A day earlier, Lawrence, the world's highest-paid actress, said it felt bitter-sweet to say goodbye to the feisty heroine of the series, based on the best-selling teen novel trilogy by Suzanne Collins. "She is kind, she is ruthless, she is independent-minded. She is strong but merciful," said Lawrence about the character who has battled through reality TV style life-and-death games.
"I wish that I could have a percentage of her courage and thoughtfulness.
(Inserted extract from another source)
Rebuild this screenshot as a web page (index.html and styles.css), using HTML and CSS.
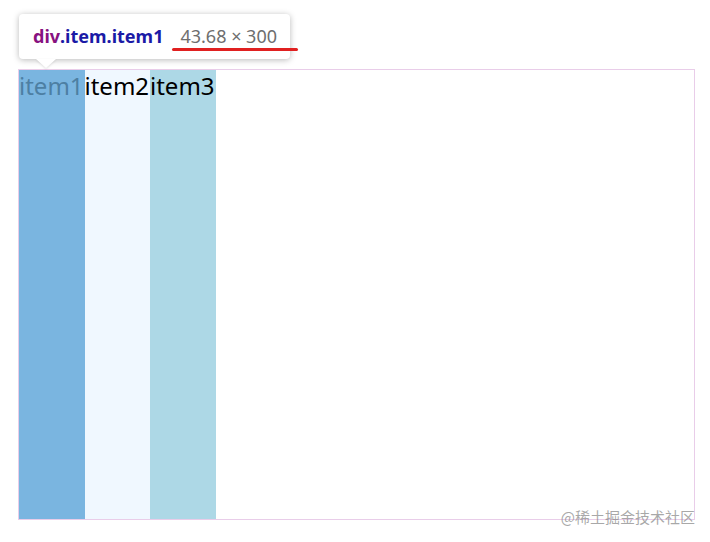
FILE: index.html
```html
<!DOCTYPE html>
<html lang="zh">
<head>
<meta charset="utf-8">
<link rel="stylesheet" href="styles.css">
</head>
<body>
  <div class="container">
    <div class="item item1">item1</div>
    <div class="item item2">item2</div>
    <div class="item item3">item3</div>
  </div>
  <div class="tooltip">
    <span class="tag">div</span><span class="cls">.item.item1</span>
    <span class="size">43.68 × 300</span>
    <span class="mark"></span>
  </div>
  <div class="watermark">@稀土掘金技术社区</div>
</body>
</html>
```
FILE: styles.css
```css
html, body {
  margin: 0;
  padding: 0;
  background: #fff;
}
body {
  position: relative;
  width: 710px;
  height: 542px;
  overflow: hidden;
  font-family: "Noto Sans", "Noto Sans CJK SC", sans-serif;
}
.container {
  margin: 69px 0 0 18px;
  width: 675px;
  height: 449px;
  border: 1px solid #e9cde9;
  display: flex;
}
.item {
  width: 65.5px;
  flex: none;
  font-size: 24px;
  line-height: 32px;
  color: #000;
  white-space: nowrap;
}
.item1 {
  background: #7ab5e0;
  color: #4d7fa3;
}
.item2 {
  background: #f0f8ff;
}
.item3 {
  background: #add8e6;
}
.tooltip {
  position: absolute;
  left: 19px;
  top: 14px;
  width: 271px;
  height: 45px;
  box-sizing: border-box;
  background: #fff;
  border-radius: 4px;
  box-shadow: 0 1px 6px rgba(0, 0, 0, 0.28);
  padding: 0 0 2px 14px;
  display: flex;
  align-items: center;
  font-size: 18px;
  white-space: nowrap;
}
.tooltip::after {
  content: "";
  position: absolute;
  left: 17px;
  bottom: -9px;
  border-left: 10px solid transparent;
  border-right: 10px solid transparent;
  border-top: 9px solid #fff;
  filter: drop-shadow(0 1px 1px rgba(0,0,0,0.12));
}
.tag {
  font-weight: 700;
  color: #881280;
}
.cls {
  font-weight: 700;
  color: #1a1aa6;
}
.size {
  color: #6e6e6e;
  margin-left: 17px;
}
.mark {
  position: absolute;
  left: 153px;
  top: 34px;
  width: 126px;
  height: 3px;
  border-radius: 2px;
  background: #e02020;
}
.watermark {
  position: absolute;
  right: 15px;
  top: 506px;
  font-size: 15px;
  line-height: 22px;
  color: rgba(140, 140, 140, 0.75);
  font-family: "Noto Sans CJK SC", sans-serif;
}
```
She inspires me in every way."
While the books have sold 87 million copies worldwide, the four-part movie franchise has passed the billion-dollar mark at the box office, and Lawrence has topped Forbes magazine's 2015 list of best-paid actresses at US$52 million ($78.9 million).
Hundreds of fans had camped out from as early as midnight, eagerly waiting to catch a glimpse of the stars before the rare global premiere in the German capital, before the movie hits screens worldwide from November 18-20.
"I like that for a change a woman plays a strong heroine," said Manuela Braun, 23.
Fans vied for autographs and selfies with Lawrence and other cast members, including Australian heart-throb Liam Hemsworth, Josh Hutcherson, Julianne Moore, Game of Thrones stars Natalie Dormer and Gwendoline Christie and Donald Sutherland, who walked through the venue on Berlin's Potsdamer Platz.
Director Francis Lawrence said he felt inspired by Berlin, whose gigantic Nazi-era Tempelhof airport building, a crucial airhub during the Cold War, serves as the setting for an explosive battle of good versus evil in the movie.
The shuttered airport terminal, a towering semi-circular edifice of the country's fascist past, today houses refugees who have escaped real-life strife - a fact the director said he found "strange" indeed.
"The city has a unique monumentalism in its architecture," said the director, who also shot in abandoned Soviet army barracks and a former power plant in the city.
Sutherland - who plays the tyrannical President Snow ruling over a post-apocalyptic state - said he hoped the story of revolution will give today's young people hope for "a decent future".